Postscript: As many people have commented in the social media, the programme broadcast by Channel 4 focused less on the 'dole cheats' themselves - raising the question of why the programme was given such a stigmatising title - than on the ways in which slack procedures at Job Centres allow claimants to 'get away with' (as the presenter Morland Sanders put it) not looking for work. Despite this slightly unexpected focus, the programme nevertheless managed to demonise benefit claimants as well as Job Centre staff (many of whom feel uneasy that the government is trying to prevent them from helping those in need). As the void blog argues, the programme also appeared to be 'laying the ground for privatisation of benefit services, with a handful of recruitment sector spivs brought in to show how much better they would be at the job'.
Christian Garland's email response to Channel 4 makes very clear why such programming is unacceptable, setting the programme in the context of the government's current drive to cut the cost of benefits paid to the poor and disabled:
Dear Channel 4,
I write to you to add my voice to the many people unhappy with the Dispatches programme Tricks of the Dole Cheats, aired at 20:00 on Monday evening (13/08/12). To start with, the salacious, eye-grabbing title, one that the Daily Mail or Express - or for that matter, The Sun, would be proud of, this was clearly aimed at generating maximum tabloid hysteria, and of course, viewing figures, for a shabby apology for 'factual' programming, which even by the (very) low standard set by Channel 4, scraped a new all-time low.

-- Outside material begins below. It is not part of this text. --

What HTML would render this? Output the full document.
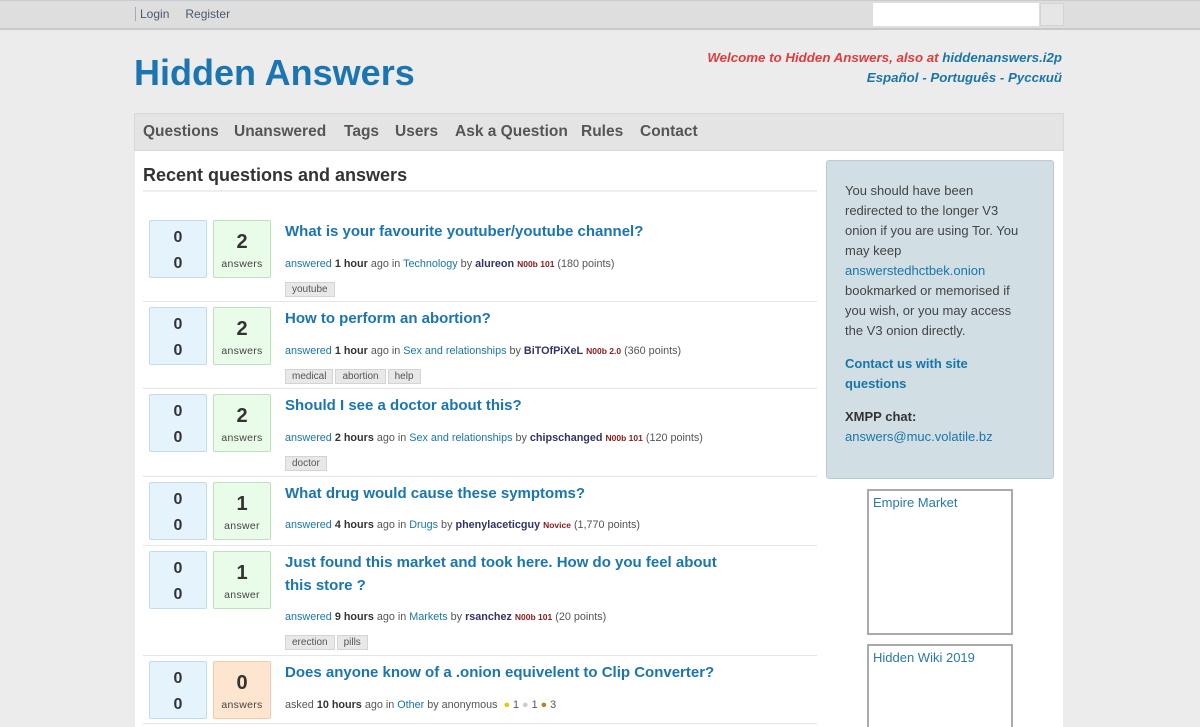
<!DOCTYPE html>
<html><head><meta charset="utf-8"><style>
*{margin:0;padding:0;box-sizing:border-box}
html,body{width:1200px;height:727px;overflow:hidden}
body{background:#ececec;font-family:"Liberation Sans",Arial,sans-serif;position:relative}
a{color:#1a75a8;text-decoration:none}
.top{position:absolute;left:0;top:0;width:1200px;height:30px;background:#dedede;border-top:1px solid #c6ccd2;border-bottom:2px solid #c9c9c9}
.top .l{position:absolute;left:135px;top:6px;font-size:12px;color:#557;border-left:1px solid #aaa;padding-left:4px}
.top .l span{margin-right:16px;color:#4a5a6a}
.srch{position:absolute;left:873px;top:3px;width:166px;height:23px;background:#fff}
.sbtn{position:absolute;left:1040px;top:3px;width:24px;height:23px;background:#e6e6e6;border:1px solid #d4d4d4}
.logo{position:absolute;left:134px;top:52px;font-size:36px;font-weight:bold;color:#1a75b0}
.wel{position:absolute;right:138px;top:48px;font-size:13.3px;font-weight:bold;font-style:italic;text-align:right;line-height:20px;color:#e03c3c}
.wel a{color:#1a75a8}
.nav{position:absolute;left:134px;top:113px;width:930px;height:38px;background:#e4e4e4;border:1px solid #d8d8d8}
.nav span{position:absolute;top:9px;font-size:15.5px;font-weight:bold;color:#555}
.main{position:absolute;left:135px;top:151px;width:928px;height:576px;background:#fff}
h1{position:absolute;left:143px;top:165px;font-size:18px;font-weight:bold;color:#333}
.hr{position:absolute;left:143px;top:190px;width:674px;height:2px;background:#eee}
.row{position:absolute;left:143px;width:674px;border-bottom:1px solid #e6e6e6}
.v{position:absolute;left:6px;width:58px;height:58px;background:#e5f3fc;border:1px solid #c3dcea;border-radius:2px;font-size:16px;font-weight:bold;color:#333;text-align:center;line-height:26px;padding-top:4px}
.a{position:absolute;left:70px;width:58px;height:58px;background:#e9fbe9;border:1px solid #bfe0bf;border-radius:2px;text-align:center;color:#333}
.a.z{background:#fde5cf;border-color:#f2ccaa}
.a b{display:block;font-size:20px;margin-top:10px;line-height:22px}
.a i{font-style:normal;font-size:10.5px;display:block;margin-top:5px;color:#444;letter-spacing:.3px}
.t{position:absolute;left:142px;font-size:15px;font-weight:bold;color:#1a75b0;line-height:23px;width:450px}
.m{position:absolute;left:142px;font-size:10.8px;color:#555;white-space:nowrap}
.m .b{color:#1a75a8}.m b{color:#333}.m .r{color:#8b1a1a;font-size:8.5px;font-weight:bold}.m .u{color:#336;font-weight:bold}
.tg{position:absolute;left:142px;font-size:10px;color:#555}
.tg span{display:inline-block;background:#e8e8e8;border:1px solid #d4d4d4;padding:1px 6px;margin-right:2px}
.side{position:absolute;left:826px;top:160px;width:228px;height:319px;background:#d1dfe5;border:1px solid #b9cad2;border-radius:3px;padding:20px 30px 20px 18px;font-size:13px;line-height:20px;color:#444}
.ad{position:absolute;left:867px;width:146px;background:#fff;border:2px solid #aaa;font-size:13px;color:#2a7aa8;padding:4px 4px}
</style></head><body>
<div class="top"><div class="l"><span>Login</span><span>Register</span></div></div>
<div class="srch"></div><div class="sbtn"></div>
<div class="logo">Hidden Answers</div>
<div class="wel">Welcome to Hidden Answers, also at <a>hiddenanswers.i2p</a><br><a>Español</a> <span style="color:#1a75a8">-</span> <a>Português</a> <span style="color:#1a75a8">-</span> <a>Русский</a></div>
<div class="nav"><span style="left:8px">Questions</span><span style="left:99px">Unanswered</span><span style="left:209px">Tags</span><span style="left:260px">Users</span><span style="left:320px">Ask a Question</span><span style="left:446px">Rules</span><span style="left:505px">Contact</span></div>
<div class="main"></div>
<h1>Recent questions and answers</h1><div class="hr"></div>

<div class="row" style="top:214px;height:88px"><div class="v" style="top:6px">0<br>0</div><div class="a" style="top:6px"><b>2</b><i>answers</i></div>
<div class="t" style="top:6px">What is your favourite youtuber/youtube channel?</div>
<div class="m" style="top:44px"><span class="b">answered</span> <b>1 hour</b> ago in <span class="b">Technology</span> by <span class="u">alureon</span> <span class="r">N00b 101</span> (180 points)</div>
<div class="tg" style="top:68px"><span>youtube</span></div></div>

<div class="row" style="top:302px;height:87px"><div class="v" style="top:5px">0<br>0</div><div class="a" style="top:5px"><b>2</b><i>answers</i></div>
<div class="t" style="top:5px">How to perform an abortion?</div>
<div class="m" style="top:43px"><span class="b">answered</span> <b>1 hour</b> ago in <span class="b">Sex and relationships</span> by <span class="u">BiTOfPiXeL</span> <span class="r">N00b 2.0</span> (360 points)</div>
<div class="tg" style="top:67px"><span>medical</span><span>abortion</span><span>help</span></div></div>

<div class="row" style="top:389px;height:88px"><div class="v" style="top:5px">0<br>0</div><div class="a" style="top:5px"><b>2</b><i>answers</i></div>
<div class="t" style="top:5px">Should I see a doctor about this?</div>
<div class="m" style="top:43px"><span class="b">answered</span> <b>2 hours</b> ago in <span class="b">Sex and relationships</span> by <span class="u">chipschanged</span> <span class="r">N00b 101</span> (120 points)</div>
<div class="tg" style="top:67px"><span>doctor</span></div></div>

<div class="row" style="top:477px;height:69px"><div class="v" style="top:5px">0<br>0</div><div class="a" style="top:5px"><b>1</b><i>answer</i></div>
<div class="t" style="top:5px">What drug would cause these symptoms?</div>
<div class="m" style="top:42px"><span class="b">answered</span> <b>4 hours</b> ago in <span class="b">Drugs</span> by <span class="u">phenylaceticguy</span> <span class="r">Novice</span> (1,770 points)</div></div>

<div class="row" style="top:546px;height:110px"><div class="v" style="top:5px">0<br>0</div><div class="a" style="top:5px"><b>1</b><i>answer</i></div>
<div class="t" style="top:5px">Just found this market and took here. How do you feel about this store ?</div>
<div class="m" style="top:65px"><span class="b">answered</span> <b>9 hours</b> ago in <span class="b">Markets</span> by <span class="u">rsanchez</span> <span class="r">N00b 101</span> (20 points)</div>
<div class="tg" style="top:89px"><span>erection</span><span>pills</span></div></div>

<div class="row" style="top:656px;height:68px"><div class="v" style="top:5px">0<br>0</div><div class="a z" style="top:5px"><b>0</b><i>answers</i></div>
<div class="t" style="top:5px;width:520px">Does anyone know of a .onion equivelent to Clip Converter?</div>
<div class="m" style="top:43px">asked <b>10 hours</b> ago in <span class="b">Other</span> by anonymous &nbsp;<span style="color:#e8c800">●</span> 1 <span style="color:#ccc">●</span> 1 <span style="color:#c08020">●</span> 3</div></div>

<div class="side">You should have been redirected to the longer V3 onion if you are using Tor. You may keep <a>answerstedhctbek.onion</a> bookmarked or memorised if you wish, or you may access the V3 onion directly.<br><div style="height:13px"></div><a style="font-weight:bold">Contact us with site questions</a><div style="height:13px"></div><b style="color:#333">XMPP chat:</b><br><a>answers@muc.volatile.bz</a></div>
<div class="ad" style="top:489px;height:146px">Empire Market</div>
<div class="ad" style="top:644px;height:90px">Hidden Wiki 2019</div>
</body></html>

Whilst the quality of Channel 4's factual output - as for all other kinds sadly - has been in steep and serious decline for the best part of 20 years now, what is especially dubious about this 30 minute tabloid hack job, was the extremely unwelcome contribution it made to the Tory-led coalition's ongoing assault on anyone unfortunate enough to have to have dealings with the punitive benefits system, as well as the media's propagandist line in the demonisation of them.
The programme's title was also extremely misleading, since the expected 'tricks' of 'dole cheats' - seriously, was that copy and pasted from The Sun online, and slightly revised to avoid copyright breaches? - were not forthcoming at all. It would have been contemptable enough if this had been another straightforward attack on the unemployed and other claimants, but the programme still had much to offer in that regard, even though the title was completely different from the implied content.
Morland Sanders, the presenter, who in the best tradition of those who speak from where they don't know - or have any idea - took the miserable reality of claiming JSA, and the requirement that claimants record what they have 'been doing' to find employment every two weeks when signing on, as 'getting away with it'. As someone who has had that distinctly tepid pleasure in the past on two seperate occasions, I can speak from experience, and tell you that were a claimant not to undertake this (yes, largely pointless) fortnightly task, they would have their JSA frozen forthwith. To quote and counter Morland Sanders here, a JSA claimant can most certainly not '[...] write on their jobseeker's agreement, "I'm not going to apply for this job, and I'd rather stay on benefits". So, to answer Morland Sanders' speculative assertion, 'It does make me think, that if you wanted to actively avoid work and stay on benefits, you could.' No, you couldn't.
The requirement is part of the punitive workfare regime that has existed in some form or another in the UK, since 1984 - a sickly apt year. The Tory coalition has accelerated and intensified the punitive welfare-to-work regime of putting claimants under constant pressure and always shifting the burden for unemployment back onto the shoulders of the individual: social problems, societal problems, become individual failings, and a matter of 'not trying hard enough' and 'not applying yourself'. Recently of course, Grayling and Duncan-Smith have excelled themselves in trying to introduce the 'work programme' in which claimants are mandated to work unpaid or have their derisory JSA withdrawn - the kind of choice offered by the DWP being thus: you don't have one. The sick irony of all of this 'getting people back to work' is that there is none to go to.
The programme made much of the cost to the taxpayer of those working whilst claiming benefits - £226 million; but offshore tax avoidance costs in the region of £15-25 billion, so it is curious Channel 4 should choose to focus on the 0.8 % of benefit expenditure lost to fraud, and not the ongoing efforts of the super-rich and corporations to avoid paying tax in the UK, a figure which dwarfs the relatively tiny one spent on benefit fraud, and at a time when Gideon Osborne repeats the necessity of a further £18 billion of cuts to what little remains of the already inadequate social safety net. Once again, 99.2% of benefit expenditure was not fraudulent, and it is remarkable that Channel 4 should prefer to focus on those at the bottom of the social pyramid, something it has a tawdry recent history of indulging in, what others have called 'poverty porn' - Benefit Busters, The Fairy Jobmother, etc. There is, after all, only so long dinner parties can be enlivened by chatter of house prices and getting the kids into a good school, so this sort of vicarious titiliation offers something to avoid that sort of repetition; however, it does nothing at all for Channel 4's reputation.